------ Entries provided ------

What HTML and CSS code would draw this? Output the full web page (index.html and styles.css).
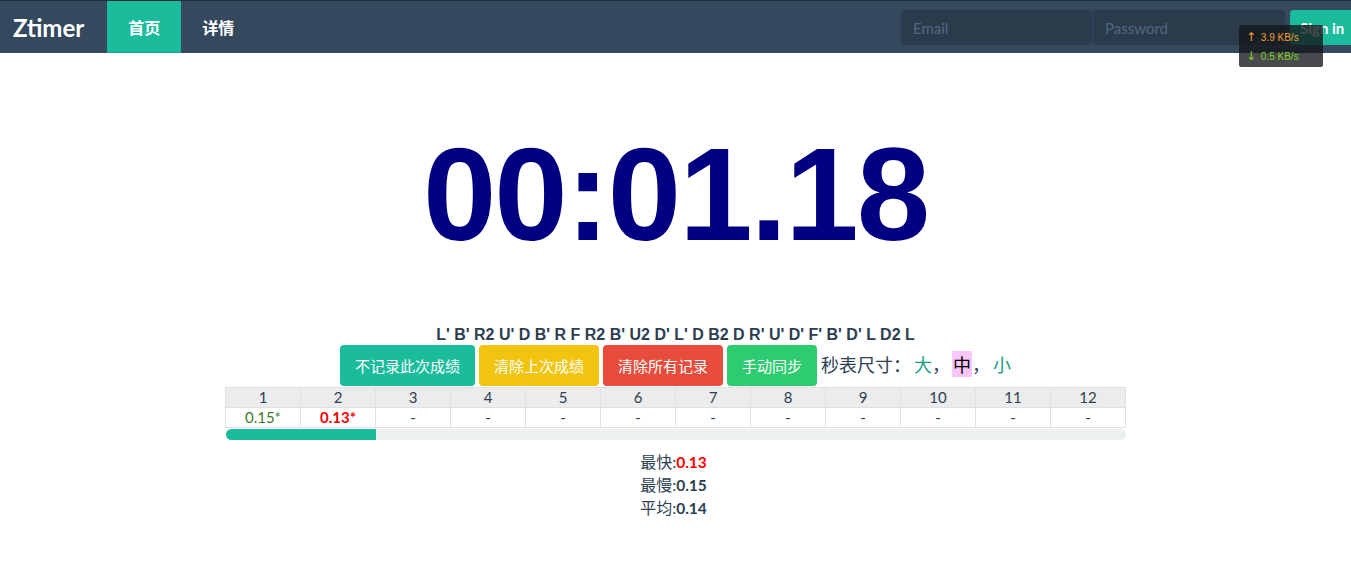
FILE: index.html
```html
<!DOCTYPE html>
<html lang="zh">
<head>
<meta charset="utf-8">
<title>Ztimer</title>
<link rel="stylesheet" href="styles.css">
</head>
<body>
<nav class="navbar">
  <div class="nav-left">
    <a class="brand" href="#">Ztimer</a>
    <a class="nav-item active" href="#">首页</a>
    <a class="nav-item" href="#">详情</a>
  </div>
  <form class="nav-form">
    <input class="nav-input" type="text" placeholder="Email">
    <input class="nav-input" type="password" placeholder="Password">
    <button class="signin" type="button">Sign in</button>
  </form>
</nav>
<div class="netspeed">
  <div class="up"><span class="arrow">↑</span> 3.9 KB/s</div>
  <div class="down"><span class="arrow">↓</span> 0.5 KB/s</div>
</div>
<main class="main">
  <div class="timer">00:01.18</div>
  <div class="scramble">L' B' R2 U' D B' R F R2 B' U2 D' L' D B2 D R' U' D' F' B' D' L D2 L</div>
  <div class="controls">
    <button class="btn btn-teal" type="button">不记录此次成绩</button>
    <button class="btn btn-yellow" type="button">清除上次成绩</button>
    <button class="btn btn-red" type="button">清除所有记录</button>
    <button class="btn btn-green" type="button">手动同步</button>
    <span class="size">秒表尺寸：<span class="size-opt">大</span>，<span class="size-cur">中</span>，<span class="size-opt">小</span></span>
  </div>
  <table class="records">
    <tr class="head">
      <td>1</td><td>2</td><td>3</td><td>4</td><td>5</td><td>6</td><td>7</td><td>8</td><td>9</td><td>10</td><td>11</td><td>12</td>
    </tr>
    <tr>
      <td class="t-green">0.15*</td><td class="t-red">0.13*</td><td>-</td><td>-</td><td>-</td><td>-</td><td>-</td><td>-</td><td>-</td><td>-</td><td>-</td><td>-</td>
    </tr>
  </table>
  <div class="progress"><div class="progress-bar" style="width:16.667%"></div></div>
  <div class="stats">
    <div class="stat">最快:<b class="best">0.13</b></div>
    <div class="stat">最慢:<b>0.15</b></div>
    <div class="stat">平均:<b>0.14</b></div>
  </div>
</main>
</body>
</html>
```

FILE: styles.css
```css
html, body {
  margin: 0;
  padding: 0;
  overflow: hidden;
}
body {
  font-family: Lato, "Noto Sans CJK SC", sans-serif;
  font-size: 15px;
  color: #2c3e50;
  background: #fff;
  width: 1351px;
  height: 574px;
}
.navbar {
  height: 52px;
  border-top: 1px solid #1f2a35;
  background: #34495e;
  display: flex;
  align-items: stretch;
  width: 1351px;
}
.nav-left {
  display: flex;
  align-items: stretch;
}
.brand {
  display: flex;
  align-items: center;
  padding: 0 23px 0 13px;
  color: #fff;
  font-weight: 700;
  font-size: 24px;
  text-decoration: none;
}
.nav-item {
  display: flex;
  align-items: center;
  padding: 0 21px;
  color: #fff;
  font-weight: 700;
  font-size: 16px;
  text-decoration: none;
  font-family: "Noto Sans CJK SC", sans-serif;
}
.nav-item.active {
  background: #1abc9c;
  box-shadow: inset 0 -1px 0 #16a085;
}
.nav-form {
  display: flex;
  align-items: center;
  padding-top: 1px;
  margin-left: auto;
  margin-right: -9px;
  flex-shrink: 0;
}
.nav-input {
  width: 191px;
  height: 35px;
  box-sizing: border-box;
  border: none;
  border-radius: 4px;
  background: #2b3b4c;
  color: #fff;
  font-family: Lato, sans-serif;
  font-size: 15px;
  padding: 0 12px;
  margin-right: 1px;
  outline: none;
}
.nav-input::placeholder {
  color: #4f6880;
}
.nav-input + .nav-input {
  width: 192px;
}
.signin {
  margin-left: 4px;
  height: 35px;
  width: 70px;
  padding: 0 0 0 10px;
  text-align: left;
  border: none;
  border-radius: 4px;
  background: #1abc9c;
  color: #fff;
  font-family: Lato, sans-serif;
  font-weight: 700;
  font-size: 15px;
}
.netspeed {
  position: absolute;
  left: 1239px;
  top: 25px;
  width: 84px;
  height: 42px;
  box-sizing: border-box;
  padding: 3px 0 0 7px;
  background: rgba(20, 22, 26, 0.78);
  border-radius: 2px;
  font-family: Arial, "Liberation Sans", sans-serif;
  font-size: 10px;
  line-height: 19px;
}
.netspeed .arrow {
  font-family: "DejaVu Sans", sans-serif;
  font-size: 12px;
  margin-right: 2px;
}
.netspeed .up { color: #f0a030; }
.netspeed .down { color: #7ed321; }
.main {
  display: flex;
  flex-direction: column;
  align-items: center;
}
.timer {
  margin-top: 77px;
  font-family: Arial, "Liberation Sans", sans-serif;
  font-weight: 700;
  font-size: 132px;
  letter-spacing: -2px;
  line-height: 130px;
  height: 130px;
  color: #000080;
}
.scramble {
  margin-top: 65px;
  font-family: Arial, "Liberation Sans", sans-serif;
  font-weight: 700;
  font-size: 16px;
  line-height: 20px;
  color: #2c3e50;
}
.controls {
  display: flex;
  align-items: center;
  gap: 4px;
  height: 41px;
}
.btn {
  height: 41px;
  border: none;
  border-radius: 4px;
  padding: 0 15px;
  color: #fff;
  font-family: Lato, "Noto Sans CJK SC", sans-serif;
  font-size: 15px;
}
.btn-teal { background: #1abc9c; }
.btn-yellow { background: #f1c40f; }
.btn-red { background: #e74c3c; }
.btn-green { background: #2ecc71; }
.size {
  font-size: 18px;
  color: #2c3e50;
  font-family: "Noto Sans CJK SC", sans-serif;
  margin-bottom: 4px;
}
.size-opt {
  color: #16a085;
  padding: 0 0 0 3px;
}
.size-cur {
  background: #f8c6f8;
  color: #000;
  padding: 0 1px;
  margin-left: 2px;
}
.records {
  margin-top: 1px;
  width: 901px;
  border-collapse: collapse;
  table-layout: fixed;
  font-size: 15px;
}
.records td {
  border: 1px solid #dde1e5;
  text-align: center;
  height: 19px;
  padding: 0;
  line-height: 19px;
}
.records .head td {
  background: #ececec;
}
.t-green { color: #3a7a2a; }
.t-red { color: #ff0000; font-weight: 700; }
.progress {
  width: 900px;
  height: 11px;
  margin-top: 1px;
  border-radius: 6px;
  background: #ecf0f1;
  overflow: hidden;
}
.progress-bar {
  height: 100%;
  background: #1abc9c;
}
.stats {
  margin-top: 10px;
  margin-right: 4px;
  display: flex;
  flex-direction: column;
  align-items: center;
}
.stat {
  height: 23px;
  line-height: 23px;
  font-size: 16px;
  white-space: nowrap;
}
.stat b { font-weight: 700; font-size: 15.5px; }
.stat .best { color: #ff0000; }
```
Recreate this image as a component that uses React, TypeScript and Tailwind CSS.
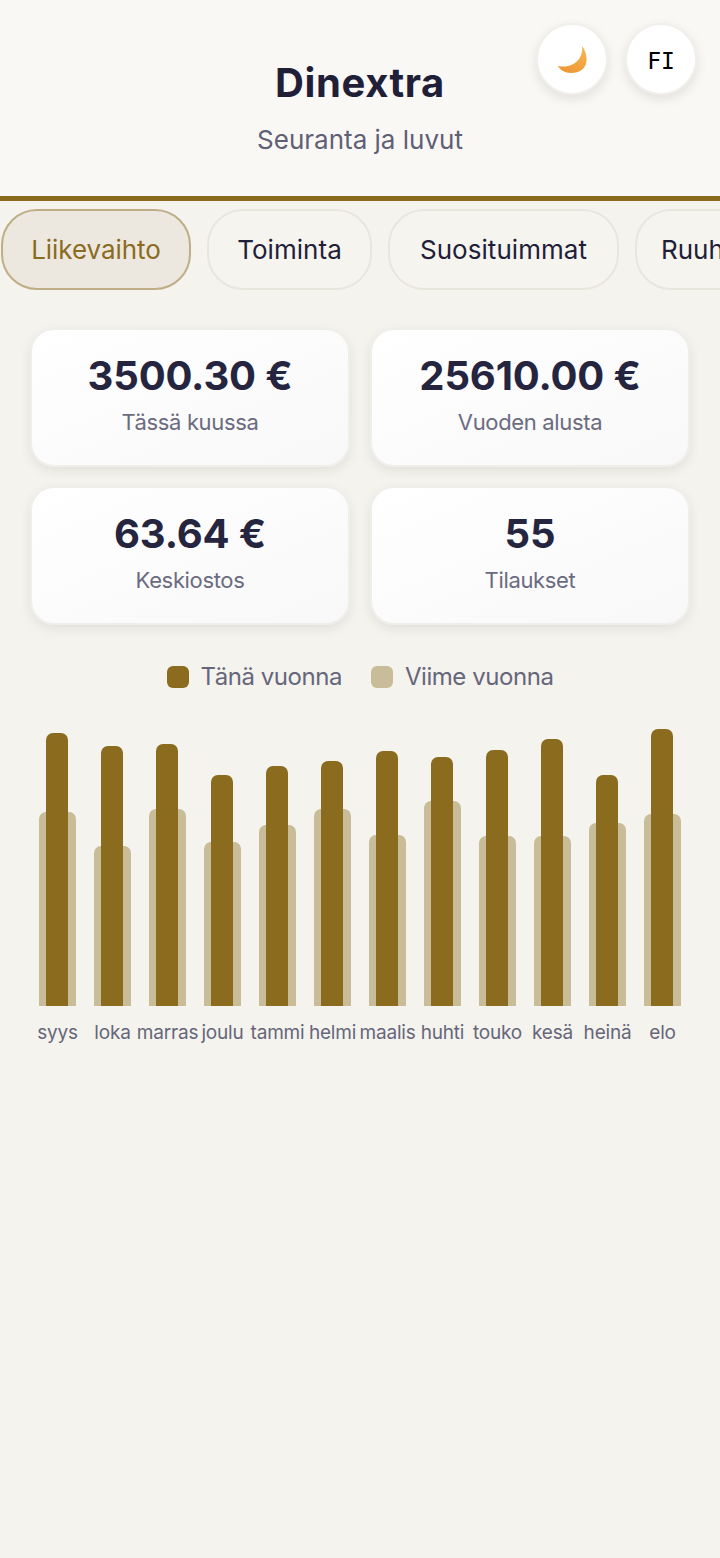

------

# Written request:
Set down all the data again exactly as above, pictures excluded.

# In response:
What HTML and CSS code would draw this? Output the full web page (index.html and styles.css).
FILE: index.html
```html
<!DOCTYPE html>
<html lang="zh">
<head>
<meta charset="utf-8">
<title>Ztimer</title>
<link rel="stylesheet" href="styles.css">
</head>
<body>
<nav class="navbar">
  <div class="nav-left">
    <a class="brand" href="#">Ztimer</a>
    <a class="nav-item active" href="#">首页</a>
    <a class="nav-item" href="#">详情</a>
  </div>
  <form class="nav-form">
    <input class="nav-input" type="text" placeholder="Email">
    <input class="nav-input" type="password" placeholder="Password">
    <button class="signin" type="button">Sign in</button>
  </form>
</nav>
<div class="netspeed">
  <div class="up"><span class="arrow">↑</span> 3.9 KB/s</div>
  <div class="down"><span class="arrow">↓</span> 0.5 KB/s</div>
</div>
<main class="main">
  <div class="timer">00:01.18</div>
  <div class="scramble">L' B' R2 U' D B' R F R2 B' U2 D' L' D B2 D R' U' D' F' B' D' L D2 L</div>
  <div class="controls">
    <button class="btn btn-teal" type="button">不记录此次成绩</button>
    <button class="btn btn-yellow" type="button">清除上次成绩</button>
    <button class="btn btn-red" type="button">清除所有记录</button>
    <button class="btn btn-green" type="button">手动同步</button>
    <span class="size">秒表尺寸：<span class="size-opt">大</span>，<span class="size-cur">中</span>，<span class="size-opt">小</span></span>
  </div>
  <table class="records">
    <tr class="head">
      <td>1</td><td>2</td><td>3</td><td>4</td><td>5</td><td>6</td><td>7</td><td>8</td><td>9</td><td>10</td><td>11</td><td>12</td>
    </tr>
    <tr>
      <td class="t-green">0.15*</td><td class="t-red">0.13*</td><td>-</td><td>-</td><td>-</td><td>-</td><td>-</td><td>-</td><td>-</td><td>-</td><td>-</td><td>-</td>
    </tr>
  </table>
  <div class="progress"><div class="progress-bar" style="width:16.667%"></div></div>
  <div class="stats">
    <div class="stat">最快:<b class="best">0.13</b></div>
    <div class="stat">最慢:<b>0.15</b></div>
    <div class="stat">平均:<b>0.14</b></div>
  </div>
</main>
</body>
</html>
```

FILE: styles.css
```css
html, body {
  margin: 0;
  padding: 0;
  overflow: hidden;
}
body {
  font-family: Lato, "Noto Sans CJK SC", sans-serif;
  font-size: 15px;
  color: #2c3e50;
  background: #fff;
  width: 1351px;
  height: 574px;
}
.navbar {
  height: 52px;
  border-top: 1px solid #1f2a35;
  background: #34495e;
  display: flex;
  align-items: stretch;
  width: 1351px;
}
.nav-left {
  display: flex;
  align-items: stretch;
}
.brand {
  display: flex;
  align-items: center;
  padding: 0 23px 0 13px;
  color: #fff;
  font-weight: 700;
  font-size: 24px;
  text-decoration: none;
}
.nav-item {
  display: flex;
  align-items: center;
  padding: 0 21px;
  color: #fff;
  font-weight: 700;
  font-size: 16px;
  text-decoration: none;
  font-family: "Noto Sans CJK SC", sans-serif;
}
.nav-item.active {
  background: #1abc9c;
  box-shadow: inset 0 -1px 0 #16a085;
}
.nav-form {
  display: flex;
  align-items: center;
  padding-top: 1px;
  margin-left: auto;
  margin-right: -9px;
  flex-shrink: 0;
}
.nav-input {
  width: 191px;
  height: 35px;
  box-sizing: border-box;
  border: none;
  border-radius: 4px;
  background: #2b3b4c;
  color: #fff;
  font-family: Lato, sans-serif;
  font-size: 15px;
  padding: 0 12px;
  margin-right: 1px;
  outline: none;
}
.nav-input::placeholder {
  color: #4f6880;
}
.nav-input + .nav-input {
  width: 192px;
}
.signin {
  margin-left: 4px;
  height: 35px;
  width: 70px;
  padding: 0 0 0 10px;
  text-align: left;
  border: none;
  border-radius: 4px;
  background: #1abc9c;
  color: #fff;
  font-family: Lato, sans-serif;
  font-weight: 700;
  font-size: 15px;
}
.netspeed {
  position: absolute;
  left: 1239px;
  top: 25px;
  width: 84px;
  height: 42px;
  box-sizing: border-box;
  padding: 3px 0 0 7px;
  background: rgba(20, 22, 26, 0.78);
  border-radius: 2px;
  font-family: Arial, "Liberation Sans", sans-serif;
  font-size: 10px;
  line-height: 19px;
}
.netspeed .arrow {
  font-family: "DejaVu Sans", sans-serif;
  font-size: 12px;
  margin-right: 2px;
}
.netspeed .up { color: #f0a030; }
.netspeed .down { color: #7ed321; }
.main {
  display: flex;
  flex-direction: column;
  align-items: center;
}
.timer {
  margin-top: 77px;
  font-family: Arial, "Liberation Sans", sans-serif;
  font-weight: 700;
  font-size: 132px;
  letter-spacing: -2px;
  line-height: 130px;
  height: 130px;
  color: #000080;
}
.scramble {
  margin-top: 65px;
  font-family: Arial, "Liberation Sans", sans-serif;
  font-weight: 700;
  font-size: 16px;
  line-height: 20px;
  color: #2c3e50;
}
.controls {
  display: flex;
  align-items: center;
  gap: 4px;
  height: 41px;
}
.btn {
  height: 41px;
  border: none;
  border-radius: 4px;
  padding: 0 15px;
  color: #fff;
  font-family: Lato, "Noto Sans CJK SC", sans-serif;
  font-size: 15px;
}
.btn-teal { background: #1abc9c; }
.btn-yellow { background: #f1c40f; }
.btn-red { background: #e74c3c; }
.btn-green { background: #2ecc71; }
.size {
  font-size: 18px;
  color: #2c3e50;
  font-family: "Noto Sans CJK SC", sans-serif;
  margin-bottom: 4px;
}
.size-opt {
  color: #16a085;
  padding: 0 0 0 3px;
}
.size-cur {
  background: #f8c6f8;
  color: #000;
  padding: 0 1px;
  margin-left: 2px;
}
.records {
  margin-top: 1px;
  width: 901px;
  border-collapse: collapse;
  table-layout: fixed;
  font-size: 15px;
}
.records td {
  border: 1px solid #dde1e5;
  text-align: center;
  height: 19px;
  padding: 0;
  line-height: 19px;
}
.records .head td {
  background: #ececec;
}
.t-green { color: #3a7a2a; }
.t-red { color: #ff0000; font-weight: 700; }
.progress {
  width: 900px;
  height: 11px;
  margin-top: 1px;
  border-radius: 6px;
  background: #ecf0f1;
  overflow: hidden;
}
.progress-bar {
  height: 100%;
  background: #1abc9c;
}
.stats {
  margin-top: 10px;
  margin-right: 4px;
  display: flex;
  flex-direction: column;
  align-items: center;
}
.stat {
  height: 23px;
  line-height: 23px;
  font-size: 16px;
  white-space: nowrap;
}
.stat b { font-weight: 700; font-size: 15.5px; }
.stat .best { color: #ff0000; }
```
Recreate this image as a component that uses React, TypeScript and Tailwind CSS.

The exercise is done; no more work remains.